The new patterns, which may be Unicode strings, are encoded to UTF-8
before being written out to the file.
However, I added some more tests to see how it deals with non-Unix line
endings in the .bzrignore file and it isn't preserving them properly
when writing out the new contents. So back to the drawing board for me.
| Gordon Tyler (doxxx) wrote : | # |
Once Launchpad decides to finish processing my latest push, I believe I have solved the line endings problem and added tests for both that and Unicode handling.

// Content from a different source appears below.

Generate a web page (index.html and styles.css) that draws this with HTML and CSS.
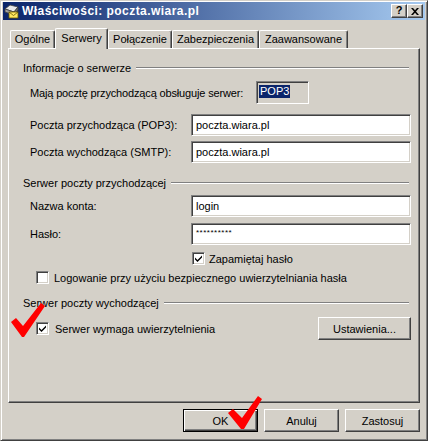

| Gordon Tyler (doxxx) wrote : | # |
Hmmm... Launchpad is still processing my last push after 6 hours. Could somebody poke it with a sharp stick?
| Alexander Belchenko (bialix) wrote : | # |
Gordon Tyler пишет:
> Hmmm... Launchpad is still processing my last push after 6 hours. Could somebody poke it with a sharp stick?
| Gordon Tyler (doxxx) wrote : | # |
Okay, looks like it's updated. Give it an eyeball or two?
| Robert Collins (lifeless) wrote : | # |
Launchpad will be slow for another day - its processing all of
maverick (the release after lucid) at the moment. Just a heads up.
| Parth Malwankar (parthm) wrote : | # |
> Launchpad will be slow for another day - its processing all of
> maverick (the release after lucid) at the moment. Just a heads up.
Thanks for the heads up Robert.
I will mark this as approved and ready to land, and try to land it tomorrow (once branch refresh is more responsive) in case no one has any further points to discuss on this mp.

Perhaps, reading the file twice from the disk is not best idea, but we should hit disk cache easily. And this operation is not performance critical one.
Thanks!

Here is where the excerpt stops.